== WHAT YOU NEED TO DO ==
Check each line for the string "styles" and give only the count of lines that have it.

== SOURCE MATERIAL ==

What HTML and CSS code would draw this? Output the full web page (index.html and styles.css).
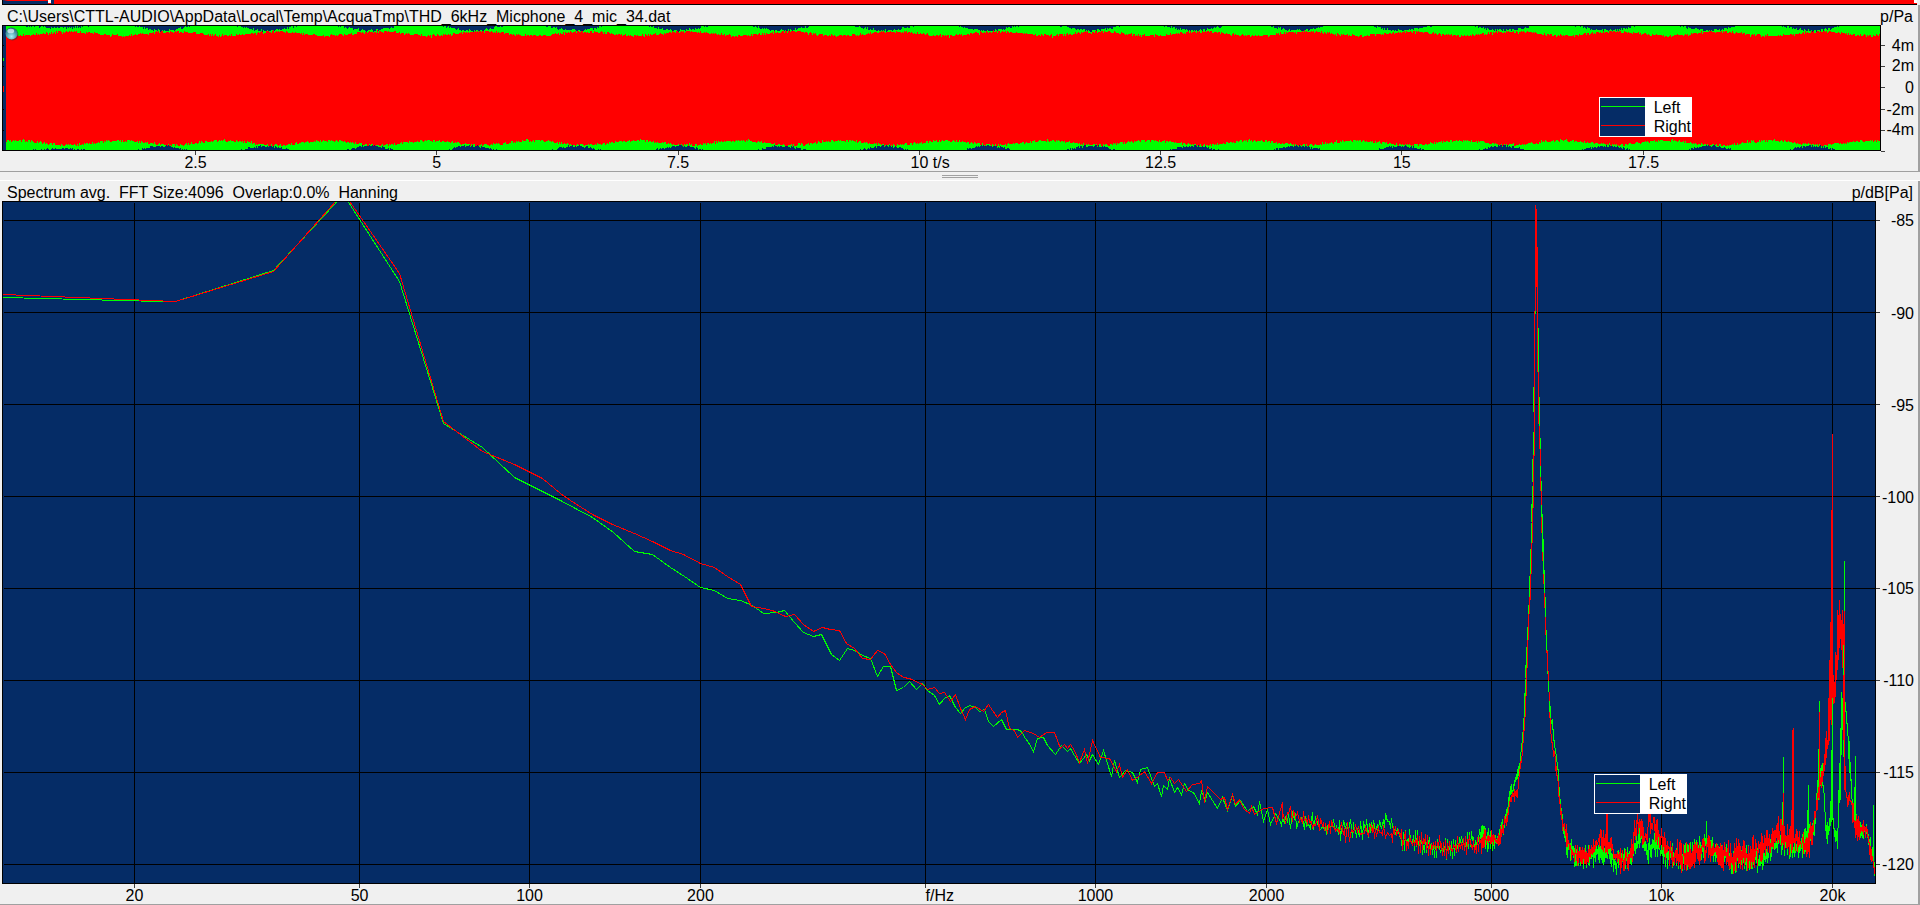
FILE: index.html
```html
<!DOCTYPE html>
<html lang="en">
<head>
<meta charset="utf-8">
<title>THD 6kHz Micphone</title>
<link rel="stylesheet" href="styles.css">
</head>
<body>
<div class="strip"><span class="strip-gap"></span><span class="strip-mark"></span><span class="strip-tail"></span><span class="strip-corner"></span></div>

<main class="panels">
<section class="panel panel-time">
  <header class="panel-head"><h1 class="panel-title">C:\Users\CTTL-AUDIO\AppData\Local\Temp\AcquaTmp\THD_6kHz_Micphone_4_mic_34.dat</h1><span class="unit">p/Pa</span></header>
  <div class="plot">
    <svg class="chart" viewBox="2 25 1879 126" preserveAspectRatio="none">
      <path class="green" id="wave-left"/>
      <path class="red" id="wave-right"/>
      <path class="grid" d="M2 45.5h2M2 66.5h2M2 109.5h2M2 130.5h2"/>
    </svg>
    <svg class="orb" viewBox="0 0 14 14" width="14" height="14">
      <defs><radialGradient id="glass" cx="50%" cy="75%" r="75%"><stop offset="0" stop-color="#a9f3f6"/><stop offset=".5" stop-color="#55a9b4"/><stop offset="1" stop-color="#1f5b68"/></radialGradient></defs>
      <circle cx="7.500" cy="7.500" r="6" fill="#333" opacity=".5"/>
      <circle cx="6.500" cy="6.500" r="6" fill="url(#glass)"/>
      <ellipse cx="5.800" cy="4" rx="3.400" ry="2.300" fill="#d5eff2" opacity=".8"/>
    </svg>
    <div class="legend legend-time">
      <svg class="swatch" viewBox="0 0 45 38"><path class="green" d="M1 8.500h44"/><path class="red" d="M1 27.500h44"/></svg>
      <ul class="names"><li>Left</li><li>Right</li></ul>
    </div>
  </div>
  <svg class="axis-y">
    <g class="tick"><line x2="4" y1="16.3%" y2="16.3%"/><line x2="4" y1="32.9%" y2="32.9%"/><line x2="4" y1="49.8%" y2="49.8%"/><line x2="4" y1="67.1%" y2="67.1%"/><line x2="4" y1="83.7%" y2="83.7%"/><line x2="4" y1="100.3%" y2="100.3%"/></g>
    <g class="label-y" transform="translate(-4 5)"><text x="100%" y="16.3%">4m</text><text x="100%" y="32.9%">2m</text><text x="100%" y="50.0%">0</text><text x="100%" y="67.1%">-2m</text><text x="100%" y="83.7%">-4m</text></g>
  </svg>
  <svg class="axis-x">
    <g class="tick"><line x1="10.300%" x2="10.300%" y2="4"/><line x1="23.140%" x2="23.140%" y2="4"/><line x1="35.980%" x2="35.980%" y2="4"/><line x1="48.830%" x2="48.830%" y2="4"/><line x1="61.660%" x2="61.660%" y2="4"/><line x1="74.500%" x2="74.500%" y2="4"/><line x1="87.360%" x2="87.360%" y2="4"/></g>
    <g class="label-x"><text x="10.300%" y="17">2.5</text><text x="23.140%" y="17">5</text><text x="35.980%" y="17">7.5</text><text class="from" x="48.830%" dx="-9" y="17">10 t/s</text><text x="61.660%" y="17">12.5</text><text x="74.500%" y="17">15</text><text x="87.360%" y="17">17.5</text></g>
  </svg>
</section>

<div class="splitter" role="separator"><span class="grip"></span></div>

<section class="panel panel-spectrum">
  <header class="panel-head"><h2 class="panel-title">Spectrum avg.&nbsp; FFT Size:4096&nbsp; Overlap:0.0%&nbsp; Hanning</h2><span class="unit">p/dB[Pa]</span></header>
  <div class="plot">
    <svg class="chart" viewBox="2 201 1874 683" preserveAspectRatio="none">
      <path class="grid" d="M4 220.500H1876M4 312.500H1876M4 404.500H1876M4 496.500H1876M4 588.500H1876M4 680.500H1876M4 772.500H1876M4 864.500H1876M134.500 203V884M359.500 203V884M529.500 203V884M700.500 203V884M925.500 203V884M1095.500 203V884M1266.500 203V884M1491.500 203V884M1661.500 203V884M1832.500 203V884"/>
      <path class="green" id="spec-left"/>
      <path class="red" id="spec-right"/>
      <path class="green" id="spec-left-front"/>
    </svg>
    <div class="legend legend-spectrum">
      <svg class="swatch" viewBox="0 0 45 38"><path class="green" d="M1 8.500h44"/><path class="red" d="M1 27.500h44"/></svg>
      <ul class="names"><li>Left</li><li>Right</li></ul>
    </div>
  </div>
  <svg class="axis-y">
    <g class="tick"><line x2="4" y1="2.855%" y2="2.855%"/><line x2="4" y1="16.330%" y2="16.330%"/><line x2="4" y1="29.800%" y2="29.800%"/><line x2="4" y1="43.270%" y2="43.270%"/><line x2="4" y1="56.730%" y2="56.730%"/><line x2="4" y1="70.200%" y2="70.200%"/><line x2="4" y1="83.670%" y2="83.670%"/><line x2="4" y1="97.140%" y2="97.140%"/></g>
    <g class="label-y" transform="translate(-4 6)"><text x="100%" y="2.855%">-85</text><text x="100%" y="16.330%">-90</text><text x="100%" y="29.800%">-95</text><text x="100%" y="43.270%">-100</text><text x="100%" y="56.730%">-105</text><text x="100%" y="70.200%">-110</text><text x="100%" y="83.670%">-115</text><text x="100%" y="97.140%">-120</text></g>
  </svg>
  <svg class="axis-x">
    <g class="tick"><line x1="7.070%" x2="7.070%" y2="4"/><line x1="19.080%" x2="19.080%" y2="4"/><line x1="28.150%" x2="28.150%" y2="4"/><line x1="37.270%" x2="37.270%" y2="4"/><line x1="49.280%" x2="49.280%" y2="4"/><line x1="58.350%" x2="58.350%" y2="4"/><line x1="67.480%" x2="67.480%" y2="4"/><line x1="79.480%" x2="79.480%" y2="4"/><line x1="88.550%" x2="88.550%" y2="4"/><line x1="97.680%" x2="97.680%" y2="4"/></g>
    <g class="label-x"><text x="7.070%" y="17">20</text><text x="19.080%" y="17">50</text><text x="28.150%" y="17">100</text><text x="37.270%" y="17">200</text><text class="from" x="49.280%" y="17">f/Hz</text><text x="58.350%" y="17">1000</text><text x="67.480%" y="17">2000</text><text x="79.480%" y="17">5000</text><text x="88.550%" y="17">10k</text><text x="97.680%" y="17">20k</text></g>
  </svg>
</section>
</main>
<script src="charts.js"></script>
</body>
</html>
```
FILE: styles.css
```css
* { box-sizing: border-box; }

body {
  margin: 0;
  min-height: 100vh;
  display: flex;
  flex-direction: column;
  background: #f0f0f0;
  color: #000;
  font: 16px/20px "Liberation Sans", Arial, sans-serif;
}

.strip {
  display: flex;
  height: 5px;
  margin: 0 3px 0 2px;
  border-left: 1px solid #000;
  border-bottom: 1px solid #000;
  background: #f00;
}
.strip-gap { width: 45px; background: #052c66; border-top: 1px solid #f00; border-left: 5px solid #052c66; }
.strip-mark { width: 3px; height: 3px; background: #fff; }
.strip-tail { width: 3px; background: #052c66; }
.strip-corner { width: 3px; height: 3px; margin-left: auto; background: #fff; }

.panels { flex: 1; display: flex; flex-direction: column; }

.panel {
  display: grid;
  padding-left: 2px;
  border-right: 2px solid #a0a0a0;
  border-bottom: 1px solid #a0a0a0;
}
.panel-time { grid-template: 20px 126px 20px / 1fr 37px; }
.panel-spectrum { flex: 1; grid-template: 20px 1fr 20px / 1fr 42px; }

.panel-head {
  grid-column: 1 / -1;
  display: flex;
  justify-content: space-between;
  padding: 2px 5px 0 5px;
}
.panel-title { margin: 0; font-size: 16px; font-weight: 400; line-height: 20px; }

.plot { position: relative; min-height: 0; background: #052c66; border: 1px solid #000; }
.chart { position: absolute; inset: -1px; width: calc(100% + 2px); height: calc(100% + 2px); }
.plot::after { content: ""; position: absolute; inset: -1px; border: 1px solid #000; }
.orb { position: absolute; left: 2px; top: 1px; z-index: 1; }

path { fill: none; stroke-width: 1px; vector-effect: non-scaling-stroke; shape-rendering: crispEdges; }
.green { stroke: #0f0; }
.red { stroke: #f00; }
.grid { stroke: #000; }

.legend {
  position: absolute;
  right: 188px;
  display: flex;
  width: 93px;
  border: 1px solid #fff;
  background: #fff;
}
.legend-time { bottom: 13px; }
.legend-spectrum { bottom: 69px; }
.swatch { width: 45px; height: 38px; background: #052c66; }
.names { margin: 0; padding: 0 0 0 9px; list-style: none; line-height: 19px; }

.axis-x, .axis-y { display: block; width: 100%; height: 100%; overflow: visible; }
.tick { stroke: #404040; stroke-width: 1px; shape-rendering: crispEdges; }
.label-x { text-anchor: middle; }
.label-y { text-anchor: end; }
.label-x .from { text-anchor: start; }

.splitter {
  display: flex;
  justify-content: center;
  align-items: center;
  height: 9px;
  border-bottom: 1px solid #fff;
}
.grip { width: 36px; height: 3px; border: solid #a0a0a0; border-width: 1px 0; }
```
FILE: charts.js
```js
let seed = 7;
function rnd() {
  seed = (seed * 1103515245 + 12345) % 2147483648;
  return seed / 2147483648;
}
const draw = (id, d) => document.getElementById(id).setAttribute('d', d);

/* Time signal: one column per unit, with the beat between both channels. */
let left = 'M3.500 58v3', right = 'M3.500 86v6';
for (let x = 6; x < 1880; x++) {
  const c = Math.cos(2 * Math.PI * (x - 163) / 103.06);
  const r = Math.cos(2 * Math.PI * (x - 172) / 103.06);
  const early = x < 130 ? 0.4 : 1;
  const jt = rnd(), jb = rnd();
  const gt = 26 + Math.max(0, Math.round((c + 0.15) * 3.8 * early + jt * 2.4 - 1.1));
  const gb = 150 - Math.max(0, Math.round((c - 0.15) * 4.6 * early + jb * 2.4 - 1.1));
  const rt = Math.round(33.6 - 2 * r + rnd() * 2.4 - 1.2 + (rnd() > 0.93 ? 1 : 0));
  const rb = Math.round(142.9 + 2.2 * r + rnd() * 2.4 - 1.2 - (rnd() > 0.93 ? 1 : 0));
  left += `M${x + 0.5} ${gt}V${gb}`;
  right += `M${x + 0.5} ${rt}V${rb}`;
}
draw('wave-left', left);
draw('wave-right', right);

const leftLow = [3,297,160,301,175,301,273,270,343,194,399,281,443,423,482,447,514,477,560,500,592,517,613,532,634,551,652,554,670,567,684,576,700,587,714,590,727,598,740,600,752,605,763,613,776,612,784,610,794,622,803,632,813,636,821,634,831,654,839,660,847,648,854,650,862,655,870,658,877,676,883,666,890,666,896,690,903,687,909,681,916,689,922,683,927,690,934,695,939,704,944,698,949,695,955,707,960,713,964,708,969,705,975,707,979,711,984,709,988,721,993,726,1001,719,1006,729,1017,729,1021,731,1025,738,1028,742,1033,751,1037,738,1043,737,1047,745,1055,754,1061,745,1067,751,1070,748,1074,755,1079,763,1086,754,1089,760,1092,754,1098,764,1103,750,1111,776,1114,760,1119,777,1125,770,1132,772,1137,782,1140,769,1147,767,1154,786,1157,783,1161,796,1163,785,1167,789,1169,778,1174,792,1177,787,1181,794,1184,783,1188,790,1193,792,1199,803,1201,791,1205,800,1207,792,1217,808,1222,797,1227,810,1232,795,1235,806,1240,800,1247,811,1253,806,1257,814,1259,801,1263,821,1267,809,1270,824,1275,813,1280,821];
const rightLow = [3,294,175,301,273,271,343,192,399,273,443,421,482,451,514,464,542,478,560,493,570,500,592,514,612,524,634,533,652,541,670,550,683,554,700,563,714,567,727,576,740,584,751,606,763,608,772,610,785,616,794,614,803,624,813,631,822,627,830,629,839,630,846,643,854,648,862,658,870,659,877,650,884,653,890,664,896,672,903,677,909,678,922,684,927,689,934,687,939,693,944,692,950,701,955,694,960,708,965,719,969,709,975,706,983,711,988,704,992,710,997,717,1001,712,1005,710,1009,728,1014,730,1017,737,1024,730,1033,733,1039,737,1046,732,1054,732,1060,748,1064,744,1067,748,1070,744,1074,750,1079,762,1084,749,1087,763,1092,740,1100,757,1109,758,1116,771,1119,764,1122,777,1127,769,1132,780,1138,776,1144,771,1151,783,1157,772,1164,772,1167,780,1170,777,1174,783,1178,779,1186,791,1192,784,1199,783,1201,780,1204,802,1207,786,1220,799,1224,797,1227,809,1232,794,1235,804,1239,799,1243,808,1249,813,1251,806,1254,814,1263,808,1272,807,1276,823,1282,802];

/* Above 2 kHz: x, upper and lower edge of the noise band. */
const leftHigh = [[1281,809,824],[1300,811,828],[1320,818,832],[1345,822,838],[1365,822,837],[1375,818,832],[1383,814,826],[1392,818,832],[1400,828,848],[1420,833,851],[1440,838,856],[1450,842,857],[1458,834,852],[1475,834,850],[1483,826,846],[1492,832,851],[1497,836,846],[1502,822,834],[1507,806,820],[1509,786,808],[1512,782,795],[1516,770,788],[1519,764,772],[1522,732,748],[1524,698,715],[1526,660,678],[1528,606,622],[1530,560,580],[1532,500,518],[1533,455,482],[1534,388,412],[1535,202,260],[1537,202,320],[1538,340,412],[1540,440,477],[1541,490,510],[1543,545,565],[1545,600,615],[1546,635,650],[1548,670,690],[1550,708,730],[1552,718,732],[1554,736,748],[1557,754,772],[1559,790,800],[1562,814,824],[1566,836,852],[1573,846,862],[1585,848,866],[1600,845,858],[1608,842,860],[1616,856,872],[1630,850,862],[1636,833,846],[1641,833,845],[1646,846,862],[1656,836,850],[1664,845,864],[1680,850,866],[1696,840,862],[1706,834,848],[1712,842,856],[1728,848,868],[1758,850,868],[1768,842,860],[1778,832,848],[1790,840,854],[1800,842,856],[1808,825,845],[1814,812,835],[1819,758,800],[1822,758,790],[1824,795,812],[1826,823,848],[1829,818,838],[1831,773,815],[1833,820,830],[1835,828,842],[1837,823,848],[1839,763,807],[1841,692,765],[1843,650,760],[1845,700,720],[1847,712,745],[1849,740,775],[1852,796,812],[1857,816,836],[1866,822,840],[1872,845,862],[1875,872,882]];
const rightHigh = [[1282,804,822],[1293,804,822],[1305,812,830],[1320,818,832],[1345,824,839],[1365,824,839],[1378,824,840],[1390,825,838],[1400,831,846],[1420,834,850],[1440,838,855],[1450,844,855],[1458,838,850],[1475,838,853],[1483,830,850],[1491,830,843],[1497,836,848],[1502,824,837],[1507,810,824],[1510,793,806],[1513,788,803],[1517,790,800],[1519,768,776],[1522,744,756],[1524,718,731],[1526,674,690],[1528,620,630],[1530,580,600],[1532,520,540],[1533,480,500],[1534,412,430],[1535,202,261],[1537,202,350],[1538,370,425],[1540,440,480],[1541,505,520],[1543,560,590],[1545,612,635],[1547,650,670],[1549,690,715],[1551,734,744],[1554,748,762],[1557,770,786],[1559,794,806],[1562,818,832],[1566,824,842],[1571,848,856],[1580,845,862],[1590,842,858],[1600,832,846],[1610,838,852],[1616,850,862],[1621,853,870],[1630,850,864],[1634,820,848],[1637,812,836],[1642,814,842],[1646,830,846],[1649,808,832],[1657,820,842],[1664,835,853],[1674,843,868],[1690,844,866],[1705,836,858],[1712,840,856],[1725,844,868],[1745,843,868],[1762,836,860],[1774,832,852],[1780,820,842],[1786,828,850],[1798,828,850],[1804,836,852],[1811,824,854],[1815,803,823],[1819,760,802],[1822,770,792],[1825,738,768],[1828,715,748],[1830,680,736],[1832,640,710],[1834,680,706],[1836,640,680],[1839,604,648],[1841,620,650],[1843,615,700],[1845,770,800],[1847,790,812],[1849,785,802],[1852,797,823],[1855,813,843],[1860,815,840],[1866,815,838],[1869,837,857],[1872,850,863],[1875,870,883]];

function trace(low, band) {
  let d = 'M';
  for (let i = 0; i < low.length; i += 2) d += `${low[i] + 0.5} ${low[i + 1] + 0.5} `;
  let i = 0, flip = false, x = band[0][0];
  while (x <= 1875) {
    while (i < band.length - 2 && band[i + 1][0] <= x) i++;
    const [x0, a0, b0] = band[i], [x1, a1, b1] = band[i + 1];
    const t = (x - x0) / (x1 - x0);
    const rough = x < 1505 ? 3 : x > 1562 && x < 1812 ? 5 : 0;
    const top = a0 + (a1 - a0) * t - rough, bottom = b0 + (b1 - b0) * t + rough;
    const depth = (bottom - top) * 0.6 * rnd();
    const y = flip ? top + depth : bottom - depth;
    d += `${x + 0.5} ${Math.min(882, Math.round(y)) + 0.5} `;
    if (x < 1400) { x += rnd() > 0.5 ? 2 : 1; flip = !flip; }
    else { if (!flip || x < 1480) x += 1; flip = !flip; }
  }
  return d;
}
draw('spec-left', trace(leftLow, leftHigh) + 'M1706.500 821V850M1783.500 757V840M1782.500 802V840M1808.500 785V845M1807.500 810V835M1818.500 749V800M1819.500 701V760M1855.500 756V830M1854.500 787V820M1873.500 805V860M1844.500 561V720');
draw('spec-right', trace(rightLow, rightHigh) + 'M1606.500 810V850M1607.500 812V845M1778.500 816V840M1783.500 793V845M1792.500 730V850M1793.500 728V840M1791.500 810V850M1819.500 712V800M1830.500 622V720M1831.500 510V725M1832.500 434V700M1836.500 655V680M1837.500 610V670M1839.500 600V645M1842.500 610V665M1844.500 611V790M1843.500 630V740M1829.500 660V740M1828.500 698V745M1835.500 652V697M1838.500 615V660M1841.500 620V650');
draw('spec-left-front', 'M1831.500 750V822M1832.500 698V820M1840.500 735V800M1841.500 692V755M1843.500 645V675M1538.500 339V353M1533.500 387V412M1539.500 415V426M1532.500 459V482M1540.500 466V477M1531.500 504V522M1541.500 505V517M1530.500 549V565M1542.500 533V552M1529.500 576V588M1543.500 555V574M1544.500 577V593M1545.500 603V617M1546.500 633V650M1526.500 647V658M1525.500 665V678M1524.500 693V705M1548.500 681V692M1549.500 701V712');
```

== ANSWER BELOW ==
3